Una ghost story italiana

In Voci dal silenzio (Corbo editore, pp. 126, € 9,50) Nuela Celli costruisce una ghost story dalle ambientazioni tutte nostrane, cosa davvero apprezzabile per tutti quelli hanno sempre stentato a capire perché i fantasmi dovessero preferire le case del Maine e la campagna inglese alle molto dignitose dimore storiche italiane. Tutti quelli che hanno una predisposizione per la letteratura del paranormale troveranno dunque divertente poter passeggiare per le strade di Grottammare cercando di trovare una collocazione alla casa della famiglia Domizi.

La trama prende il via, come nelle migliori storie del genere, dal ritrovamento di un oggetto. Emma si trova in possesso di un ciondolo la cui pietra era un tempo parte di uno scrigno portagioie. Il ciondolo diventerà progressivamente sempre più un elemento catalizzatore del manifestarsi di spiriti inquieti. Spinta dalla necessità di trovare una spiegazione ai fenomeni che la perseguitano, Emma inizia un’indagine sull’origine della pietra e dello scrigno da cui proveniva.

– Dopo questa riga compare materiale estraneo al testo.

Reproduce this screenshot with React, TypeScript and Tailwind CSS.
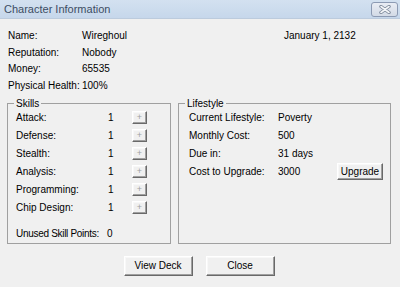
import React from 'react';

const font = "font-['Liberation_Sans',Arial,sans-serif]";

const winBtn =
  'bg-[#f0f0f0] border border-t-white border-l-white border-r-[#696969] border-b-[#696969] shadow-[inset_-1px_-1px_0_#a0a0a0,inset_1px_1px_0_#f8f8f8] leading-none flex items-center justify-center';

const info = [
  ['Name:', 'Wireghoul'],
  ['Reputation:', 'Nobody'],
  ['Money:', '65535'],
  ['Physical Health:', '100%'],
];

const skills = [
  ['Attack:', '1'],
  ['Defense:', '1'],
  ['Stealth:', '1'],
  ['Analysis:', '1'],
  ['Programming:', '1'],
  ['Chip Design:', '1'],
];

const lifestyle = [
  ['Current Lifestyle:', 'Poverty'],
  ['Monthly Cost:', '500'],
  ['Due in:', '31 days'],
];

const CloseGlyph: React.FC = () => (
  <svg width="12" height="9" viewBox="0 0 12 9">
    <path d="M2 1.5 L10 7.5 M10 1.5 L2 7.5" stroke="#7b8799" strokeWidth="3.4" strokeLinecap="round" />
    <path d="M2 1.5 L10 7.5 M10 1.5 L2 7.5" stroke="#f4f6f9" strokeWidth="1.6" strokeLinecap="round" />
  </svg>
);

const App: React.FC = () => {
  return (
    <div className={`w-[400px] h-[287px] bg-[#f0f0f0] flex flex-col overflow-hidden text-black text-[10px] ${font}`}>
      {/* Title bar */}
      <div className="h-[19px] shrink-0 flex items-center justify-between pl-[4px] pr-[2px] bg-gradient-to-b from-[#d3e1f0] to-[#c6d7eb] border-b border-[#bccbdd]">
        <span className="text-[11px] text-[#3d4d63] leading-none">Character Information</span>
        <div className="w-[27px] h-[15px] rounded-[3px] border border-[#8c9ab3] bg-gradient-to-b from-[#e9edf4] to-[#d3dae6] flex items-center justify-center">
          <CloseGlyph />
        </div>
      </div>

      {/* Character info */}
      <div className="flex pt-[8px] pl-[8px]">
        <div className="w-[276px]">
          {info.map(([label, value]) => (
            <div key={label} className="flex items-center h-[16.7px]">
              <span className="w-[74px] shrink-0 min-w-0 whitespace-nowrap">{label}</span>
              <span>{value}</span>
            </div>
          ))}
        </div>
        <div className="h-[16.7px] flex items-center">January 1, 2132</div>
      </div>

      {/* Group boxes */}
      <div className="flex gap-[7px] pl-[7px] mt-[4px]">
        <fieldset className="w-[164px] h-[146px] border border-[#a0a0a0] rounded-none">
          <legend className="ml-[6px] px-[2px] leading-[12px]">Skills</legend>
          <div className="pl-[8px] -mt-[1px]">
            {skills.map(([label, value]) => (
              <div key={label} className="flex items-center h-[18px]">
                <span className="w-[92px]">{label}</span>
                <span className="w-[24px]">{value}</span>
                <div className={`${winBtn} w-[15px] h-[13px] text-[#a0a0a0] text-[9px]`}>+</div>
              </div>
            ))}
            <div className="flex items-center h-[16px] mt-[9px]">
              <span className="w-[91px] shrink-0 min-w-0 whitespace-nowrap tracking-[-0.3px]">Unused Skill Points:</span>
              <span>0</span>
            </div>
          </div>
        </fieldset>

        <fieldset className="w-[213px] h-[146px] border border-[#a0a0a0] rounded-none">
          <legend className="ml-[6px] px-[2px] leading-[12px]">Lifestyle</legend>
          <div className="pl-[10px] pr-[7px] -mt-[1px]">
            {lifestyle.map(([label, value]) => (
              <div key={label} className="flex items-center h-[18px]">
                <span className="w-[89px]">{label}</span>
                <span>{value}</span>
              </div>
            ))}
            <div className="flex items-center h-[18px]">
              <span className="w-[89px]">Cost to Upgrade:</span>
              <span className="flex-1">3000</span>
              <div className={`${winBtn} w-[46px] h-[17px] text-black`}>Upgrade</div>
            </div>
          </div>
        </fieldset>
      </div>

      {/* Bottom buttons */}
      <div className="flex justify-center gap-[13px] mt-[12px] pr-[2px]">
        <div className={`${winBtn} w-[69px] h-[20px] text-black`}>View Deck</div>
        <div className={`${winBtn} w-[69px] h-[20px] text-black`}>Close</div>
      </div>
    </div>
  );
};

export default App;
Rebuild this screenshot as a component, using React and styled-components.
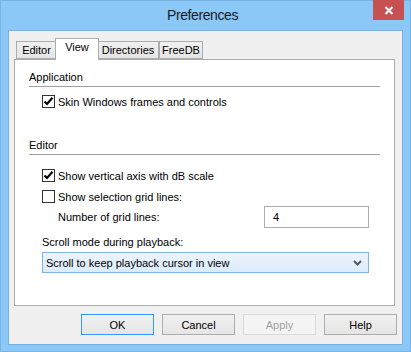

La sua curiosità la porta da Bologna a Grottammare, dove, con l’aiuto di Lisa, storica del luogo, si addentrerà nelle vicende paranormali che hanno coinvolto Elvira Domizi, donna di ricca famiglia vissuta tra la metà e la fine dell’Ottocento. La trama si snoda tra le indagini negli amori e nelle pratiche esoteriche di Elvira e il manifestarsi sempre più violento e incalzante delle entità legate allo scrigno. Sui dettagli non ci dilunghiamo oltre per non rovinare il piacere di chi vorrà leggere il romanzo.

 

Uno spavento sospeso

Buone le premesse da cui prende avvio il romanzo, sia per l’intenzione di ricreare in un’atmosfera italiana e contemporanea una storia dal sapore gotico, sia perché l’autrice sembra avere una certa dimestichezza con la materia del paranormale. Alcune intuizioni rimangono molto felici. Prima tra tutte quella di usare un carteggio ritrovato per ricavare le informazioni sul passato della donna, un espediente dei più classici ma che fornisce comunque una profondità storica alla vicenda. Altra buona intuizione è quella dell’amore perduto: qui ci sarebbe piaciuto sapere di più, capire chi era davvero questa donna, e affondare di più le mani nella follia che l’ha fatta sprofondare nell’esoterismo, in quelle pratiche che le sono sfuggite di mano. Come e perché è accaduto questo? Indagare più a fondo avrebbe dato maggiore spessore alla vicenda. Le entità dannate che fanno da contorno a Elvira sono personaggi di secondo piano tratteggiati in modo interessante, ma talvolta non pienamente sfruttati. La scrittura è densa di descrizioni di stati d’animo, come la paura, l’inquietudine, l’angoscia o il ribrezzo. Tali sentimenti non sono indotti nel lettore facendo leva sul suo inconscio, ma semplicemente esplicitati e “affermati”.

Andando verso il finale è buona l’idea di introdurre il personaggio della medium. Una figura anche questa molto classica, quella dell’esperto di forze demoniache, che però non dispiace affatto e che richiama con piacere i film horror degli ’70 e ’80.